• **PROBLEM STATEMENT**
Each line containing the word "styles" must be collected.

★ ★ ★ ★

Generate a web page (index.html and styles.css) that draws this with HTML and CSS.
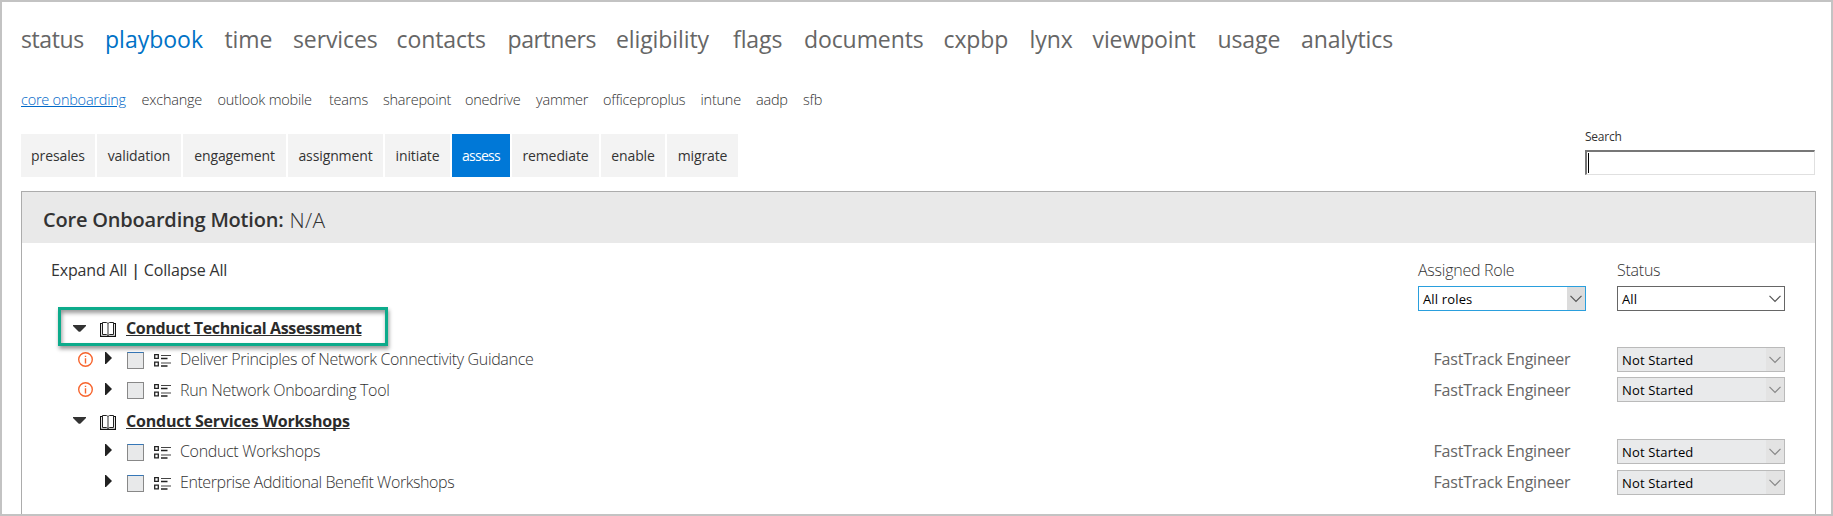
FILE: index.html
```html
<!DOCTYPE html>
<html lang="en">
<head>
<meta charset="utf-8">
<title>Playbook</title>
<link rel="stylesheet" href="styles.css">
</head>
<body>
<svg width="0" height="0" class="defs" aria-hidden="true">
  <symbol id="down" viewBox="0 0 13 7"><path d="M0 0H13V1L7.5 6.5Q6.5 7.2 5.500 6.500L0 1Z" fill="#333"/></symbol>
  <symbol id="right" viewBox="0 0 7 12"><path d="M0 0H1L7 6L1 12H0Z" fill="#222"/></symbol>
  <symbol id="book" viewBox="0 0 16 15"><path d="M2.500 .5H6.500L8 1.500L9.500 .5H13.500V12.500H9.500L8 13.500L6.500 12.500H2.500Z" fill="#fff" stroke="#222"/><path d="M8 1.500V13" stroke="#777" stroke-width="1.500"/><path d="M2 1.500H.5V14.400H15.500V1.500H14" fill="none" stroke="#111" stroke-width="1.200"/></symbol>
  <symbol id="info" viewBox="0 0 15 15"><circle cx="7.500" cy="7.500" r="6.800" fill="none" stroke="#f7642d" stroke-width="1.400"/><path d="M7.500 6.300V11.500M7.500 3.700V5.100" stroke="#f7642d" stroke-width="1.400"/></symbol>
  <symbol id="list" viewBox="0 0 17 13"><path d="M.7.700H4.300V4.300H.7ZM.7 8.200H4.300V11.800H.7Z" fill="#fff" stroke="#222" stroke-width="1.300"/><path d="M7 1.500H17M7 9H17" stroke="#444" stroke-width="1.200"/><path d="M7 4.500H13.500M7 12H13.500" stroke="#222" stroke-width="1.300"/></symbol>
  <symbol id="chev" viewBox="0 0 12 8"><path d="M.5.800L6 6.400L11.500.800" fill="none" stroke="currentColor" stroke-width="1.200"/></symbol>
</svg>
<div class="page">
  <nav class="nav">
    <a class="tight">status</a><a class="current">playbook</a><a>time</a><a>services</a><a>contacts</a><a class="tight">partners</a><a>eligibility</a><a>flags</a><a>documents</a><a>cxpbp</a><a>lynx</a><a>viewpoint</a><a>usage</a><a>analytics</a>
  </nav>
  <nav class="subnav">
    <a class="current">core onboarding</a><a>exchange</a><a>outlook mobile</a><a>teams</a><a>sharepoint</a><a>onedrive</a><a>yammer</a><a>officeproplus</a><a>intune</a><a>aadp</a><a>sfb</a>
  </nav>
  <div class="toolbar">
    <div class="tabs">
      <a>presales</a><a>validation</a><a>engagement</a><a>assignment</a><a>initiate</a><a class="active">assess</a><a>remediate</a><a>enable</a><a>migrate</a>
    </div>
    <div class="search"><label>Search</label><div class="field"><span class="caret"></span></div></div>
  </div>
  <section class="panel">
    <header class="panel-head"><h1>Core Onboarding Motion:</h1><span>N/A</span></header>
    <div class="filters">
      <div class="toggle"><a>Expand All</a> <b>|</b> <a>Collapse All</a></div>
      <div class="filter"><label>Assigned Role</label><div class="select focus"><span>All roles</span><i><svg><use href="#chev"/></svg></i></div></div>
      <div class="filter"><label>Status</label><div class="select"><span>All</span><i><svg><use href="#chev"/></svg></i></div></div>
    </div>
    <div class="tree">
      <div class="row group highlight"><svg class="down"><use href="#down"/></svg><svg class="book"><use href="#book"/></svg><a>Conduct Technical Assessment</a></div>
      <div class="row task"><svg class="info"><use href="#info"/></svg><svg class="right"><use href="#right"/></svg><span class="check blue"></span><svg class="list"><use href="#list"/></svg><span class="name">Deliver Principles of Network Connectivity Guidance</span><span class="role">FastTrack Engineer</span><div class="select disabled"><span>Not Started</span><i><svg><use href="#chev"/></svg></i></div></div>
      <div class="row task"><svg class="info"><use href="#info"/></svg><svg class="right"><use href="#right"/></svg><span class="check"></span><svg class="list"><use href="#list"/></svg><span class="name">Run Network Onboarding Tool</span><span class="role">FastTrack Engineer</span><div class="select disabled"><span>Not Started</span><i><svg><use href="#chev"/></svg></i></div></div>
      <div class="row group"><svg class="down"><use href="#down"/></svg><svg class="book"><use href="#book"/></svg><a class="services">Conduct Services Workshops</a></div>
      <div class="row task"><svg class="info"></svg><svg class="right"><use href="#right"/></svg><span class="check blue"></span><svg class="list"><use href="#list"/></svg><span class="name">Conduct Workshops</span><span class="role">FastTrack Engineer</span><div class="select disabled"><span>Not Started</span><i><svg><use href="#chev"/></svg></i></div></div>
      <div class="row task"><svg class="info"></svg><svg class="right"><use href="#right"/></svg><span class="check blue"></span><svg class="list"><use href="#list"/></svg><span class="name benefit">Enterprise Additional Benefit Workshops</span><span class="role">FastTrack Engineer</span><div class="select disabled"><span>Not Started</span><i><svg><use href="#chev"/></svg></i></div></div>
    </div>
  </section>
</div>
</body>
</html>
```
FILE: styles.css
```css
*, *::before { box-sizing: border-box; }
body { margin: 0; font-family: "Open Sans", sans-serif; color: #333; background: #fff; }
.defs { position: absolute; }
.page { height: 516px; border: 2px solid #c3c3c3; padding: 0 15px 0 19px; overflow: hidden; display: flex; flex-direction: column; }
.nav, .subnav, .tabs { display: grid; white-space: nowrap; }
.nav {
  grid-template-columns: 84px 119.500px 68.500px 103.500px 111px 108.500px 117px 71px 139.500px 86px 63px 125px 83.500px 95px;
  height: 74px; padding-top: 21px; line-height: 32px;
  font-size: 23px; letter-spacing: -0.1px; color: #666;
}
.nav .tight { letter-spacing: -0.4px; }
.nav .current { color: #0072c6; letter-spacing: 0; }
.subnav {
  grid-template-columns: 120.500px 76px 111.500px 54px 82px 71px 67px 97.500px 55.500px 47px 30px;
  height: 58px; padding-top: 14px; line-height: 20px;
  font-size: 14.5px; font-weight: 300; letter-spacing: -0.230px; color: #333;
}
.subnav .current { color: #0068c8; text-decoration: underline; justify-self: start; }
.toolbar { display: flex; justify-content: space-between; height: 57px; }
.tabs {
  grid-template-columns: 74px 84px 103px 95px 65px 58px 87px 64px 71px;
  column-gap: 2px; height: 42px; line-height: 43px; text-align: center;
  font-size: 14px; letter-spacing: -0.1px; color: #333;
}
.tabs a { background: #f3f3f3; }
.tabs .active { background: #0078d7; color: #fff; letter-spacing: -0.700px; }
.search { width: 231px; margin-top: -6px; }
.search label { display: block; height: 22px; line-height: 18px; font-size: 12px; letter-spacing: -0.250px; }
.field { width: 230px; height: 25px; border: 1px solid #e0e0e0; border-top: 2px solid #777; border-left: 2px solid #777; padding: 1px; }
.caret { display: block; width: 1px; height: 20px; background: #000; }
.panel { flex: 1; border: 1px solid #acacac; border-bottom: 0; }
.panel-head { height: 51px; background: #e9e9e9; padding-left: 21px; display: flex; align-items: center; gap: 6px; font-size: 20px; line-height: 28px; padding-top: 4px; }
.panel-head h1 { margin: 0; font-size: 20px; font-weight: 600; letter-spacing: -0.200px; }
.panel-head span { font-weight: 300; color: #333; font-size: 21px; letter-spacing: 0.4px; }
.filters { height: 70px; padding: 16px 30px 0 29px; display: flex; gap: 31px; font-size: 16px; line-height: 22px; }
.toggle { flex: 1; letter-spacing: -0.170px; }
.toggle b { font-weight: 600; }
.filter { width: 168px; font-weight: 300; letter-spacing: -0.250px; }
.filter label { display: block; height: 27px; }
.select { width: 168px; height: 25px; border: 1px solid #666; padding-left: 4px; display: flex; justify-content: space-between; font-size: 13px; font-weight: 400; line-height: 25px; letter-spacing: 0.150px; color: #000; background: #fff; }
.select i { width: 18px; display: flex; justify-content: center; padding-top: 8px; color: #555; }
.select svg { width: 12px; height: 8px; }
.select.focus { border-color: #2a9fdd; }
.select.focus i { background: #dcdcdc; }
.select.disabled { border-color: #bababa; background: #e9eaeb; }
.select.disabled i { background: #e3e3e3; color: #888; }
.row { display: flex; align-items: center; height: 30.750px; }
.group { padding-left: 51px; font-size: 16px; font-weight: 700; position: relative; }
.group a { letter-spacing: -0.350px; line-height: 19px; margin-top: 1px; color: #2b2b2b; text-decoration: underline; text-decoration-thickness: 1px; text-underline-offset: 1px; text-decoration-skip-ink: none; }
.group .services { letter-spacing: -0.200px; }
.down { width: 13px; height: 7px; margin-right: 14px; }
.book { width: 16px; height: 15px; margin: 3px 10px 0 0; }
.highlight::before { content: ""; position: absolute; left: 36px; top: -6px; width: 330px; height: 39px; border: 3px solid #0cab8b; box-shadow: 1px 3px 4px rgba(0,0,0,.4), inset 1px 3px 4px rgba(0,0,0,.4); }
.task { padding: 0 30px 0 56px; font-size: 16px; }
.info { width: 15px; height: 15px; margin-right: 12px; }
.right { width: 7px; height: 12px; margin: -2px 15px 0 0; }
.check { width: 17px; height: 17px; margin: 2px 10px 0 0; border: 1px solid #888; background: #e8e9ea; }
.check.blue { border-top-color: #3577b8; }
.list { width: 17px; height: 13px; margin: 2px 9px 0 0; }
.name { flex: 1; font-weight: 300; letter-spacing: -0.330px; }
.name.benefit { letter-spacing: -0.420px; }
.role { width: 183.500px; color: #666; letter-spacing: -0.210px; }
```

★ ★ ★ ★

• **FINISHED EXERCISE**
Generate a web page (index.html and styles.css) that draws this with HTML and CSS.
<link rel="stylesheet" href="styles.css">
FILE: styles.css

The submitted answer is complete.